Sherab Dorje wrote:Now you are being clear.
I'm happy one of us thinks so. Apologies to this sangha again for giving offense earlier - I lob missiles from behind a wall I build when I am unsure then come crashing through when I am sure.
Sherab Dorje wrote:First of all, the Nagarjuna quote you use is talking about the "designation" as being a phenomenon, not emptiness per se.
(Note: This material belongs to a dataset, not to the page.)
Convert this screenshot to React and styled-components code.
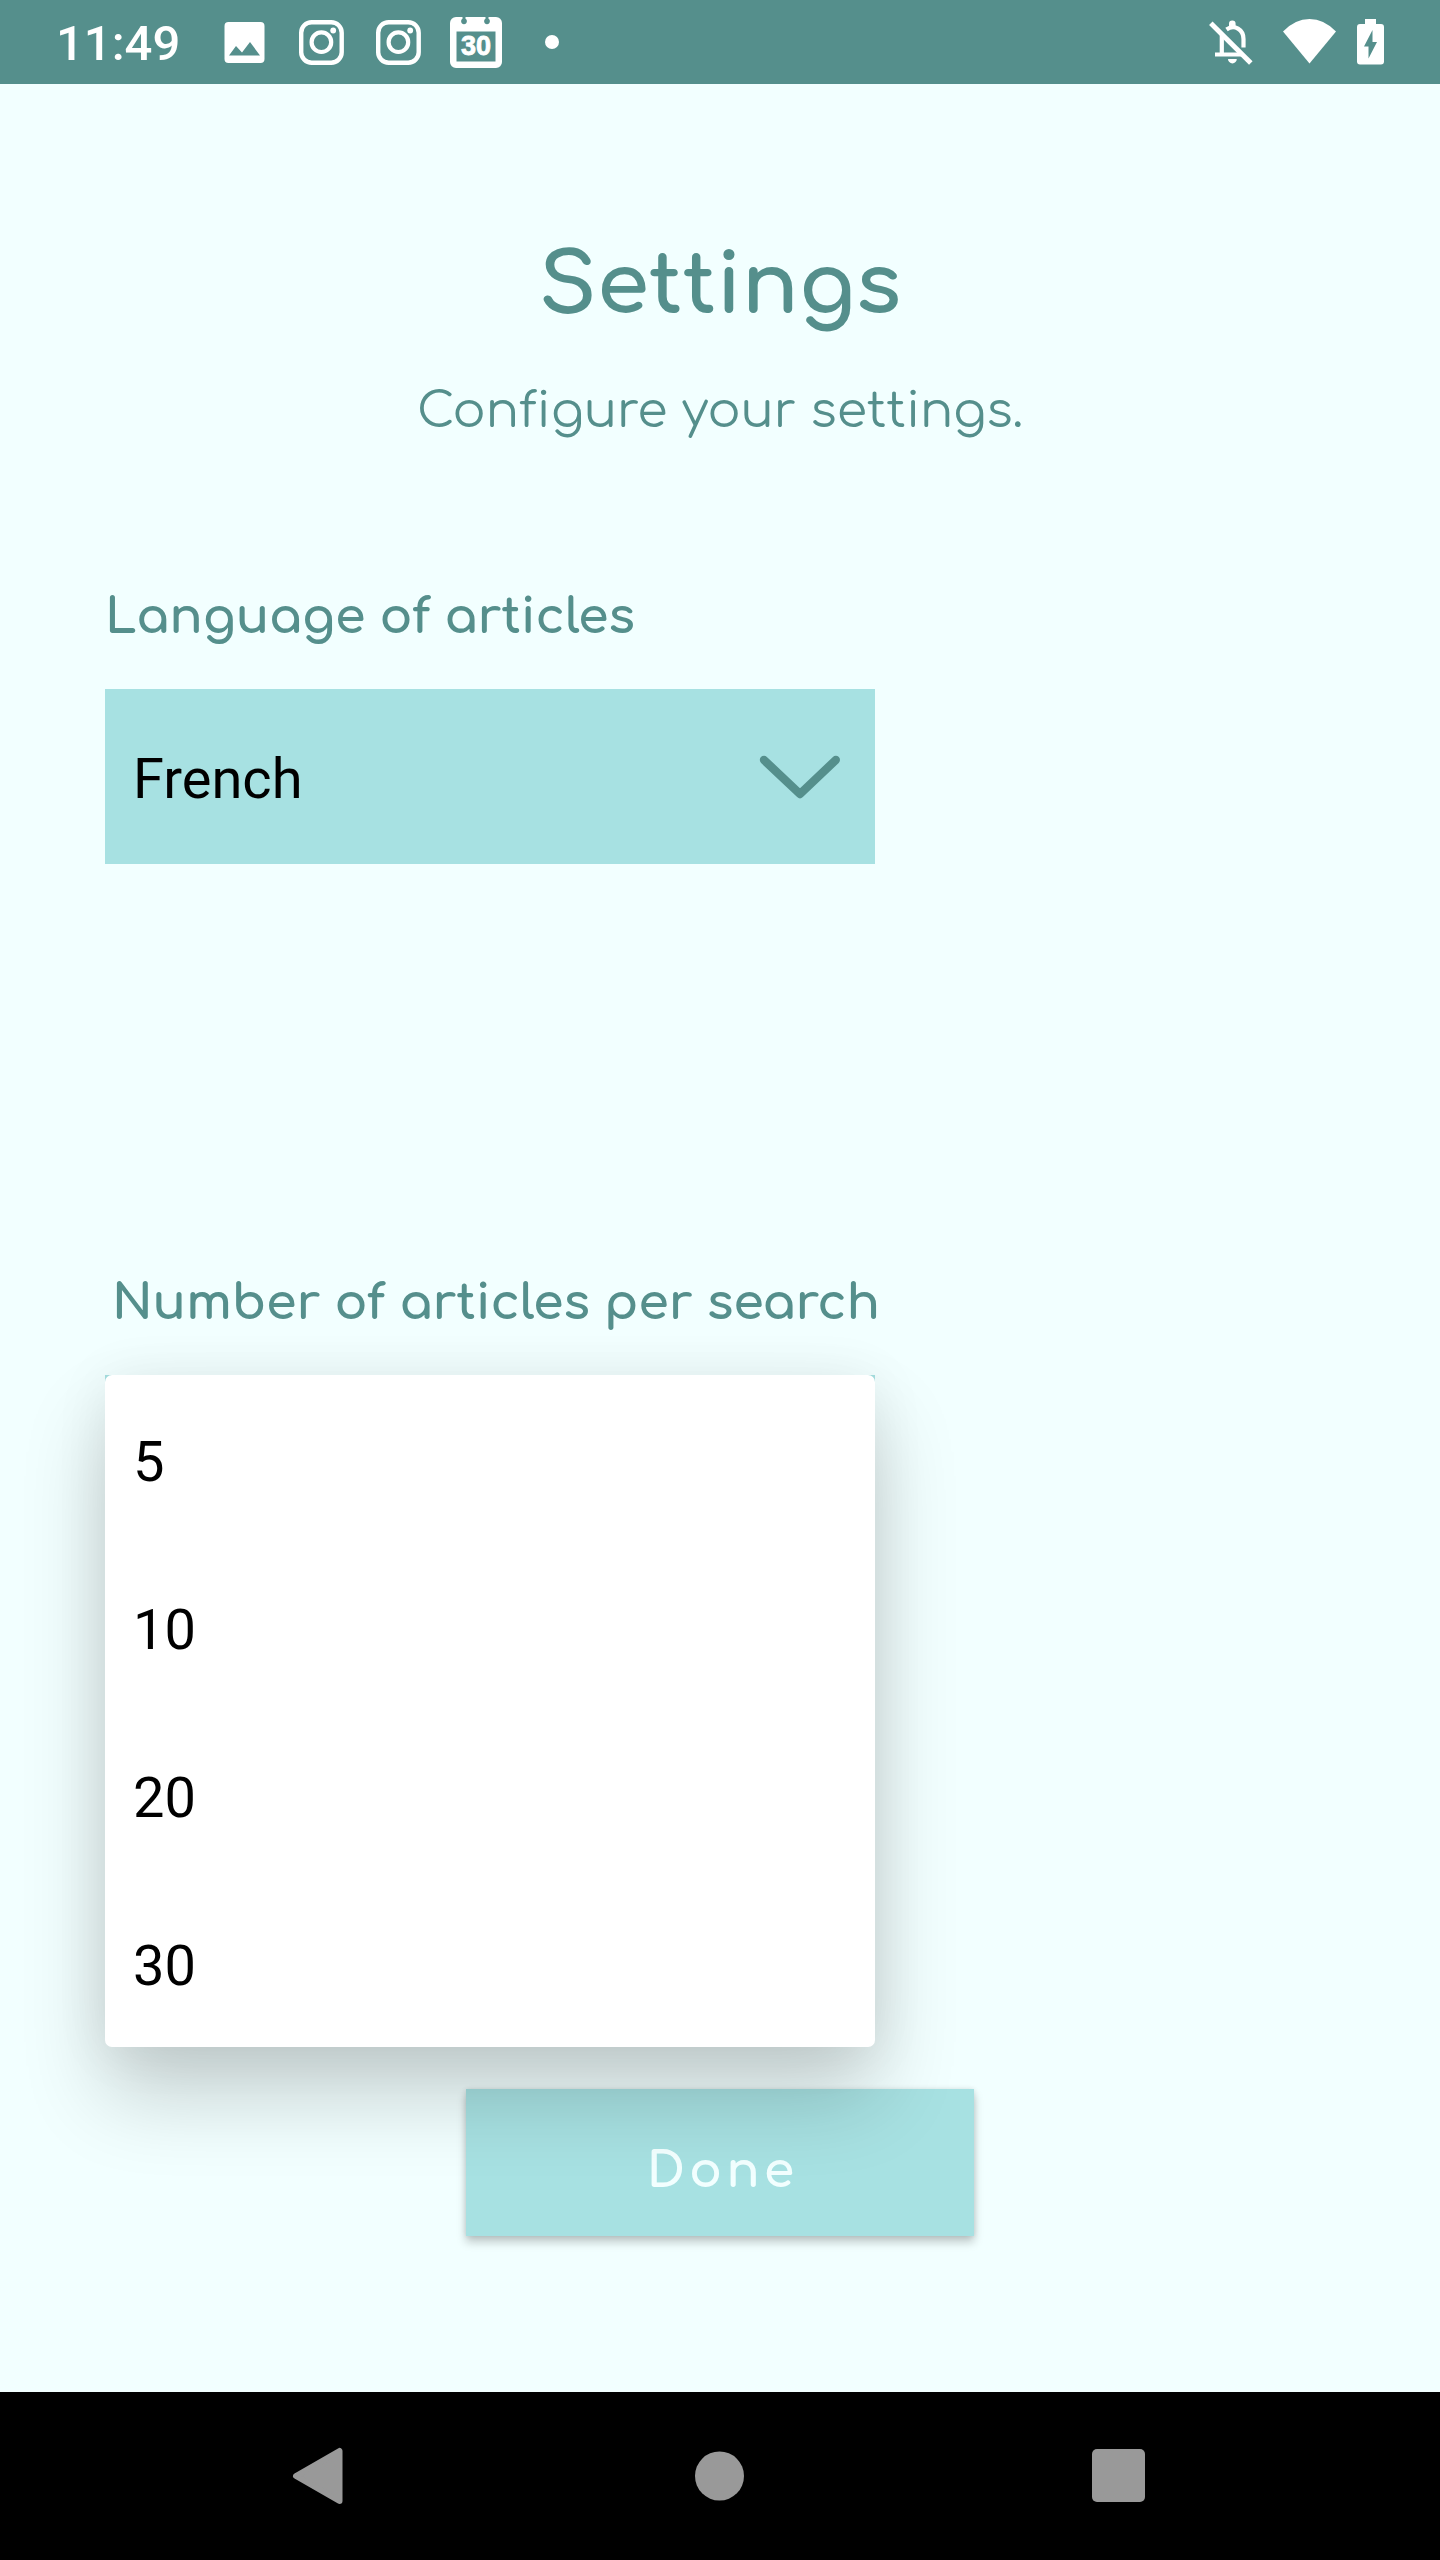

Per se means in itself. Emptiness means a thing is devoid of existing in any way other than in your mind as a result of karma forcing you to organize the data. It indicates there is no such thing as "in itself" because nothing has any nature of its own. Since nothing has any nature of its own emptiness itself has no nature of its own. So emptiness can only be defined negatively, dun gang shik ngunsum du topke dri ma separ jepa, that which when directly realized permanently finishes all impurities. This negative definition is a designation. Everything is a designation, everything is imputed. That's what emptiness means. So this negative definition is also just a designation, in other words, it is conditional, imputed, dependent. This doesn't mean nothing exists at all. It just means that emptiness is like everything else, something we've learned to hold self-existently true. And it can't be self-existently true because nothing is self-existent. So it has to be dependently true. Emptiness is like everything else, just a mental concept projected on the basis of a collection of parts.
Sherab Dorje wrote:If emptiness is dependently arisen, then what is its cause?
Ha we may as well ask why Nagarjuna negated causation in verse 1 of the first part of his treatise then affirmed the conditions for dependent arising in verse 2. It is not self caused, not other caused, not both, not neither. Yet there are conditions for it to arise. How can he do this? Oceans of ink have been spilled to explain. Perhaps because we can think of two senses of nirvana: rangshin gyi nyande, "natural nirvana", which means chu tamche rangshin gyi tongpa, everything is empty of any nature of its own, and "real nirvana", lo bur namdak gi nyang de, the purity of eliminating the afflications as a result of great effort. Perhaps the first sense responds to this question.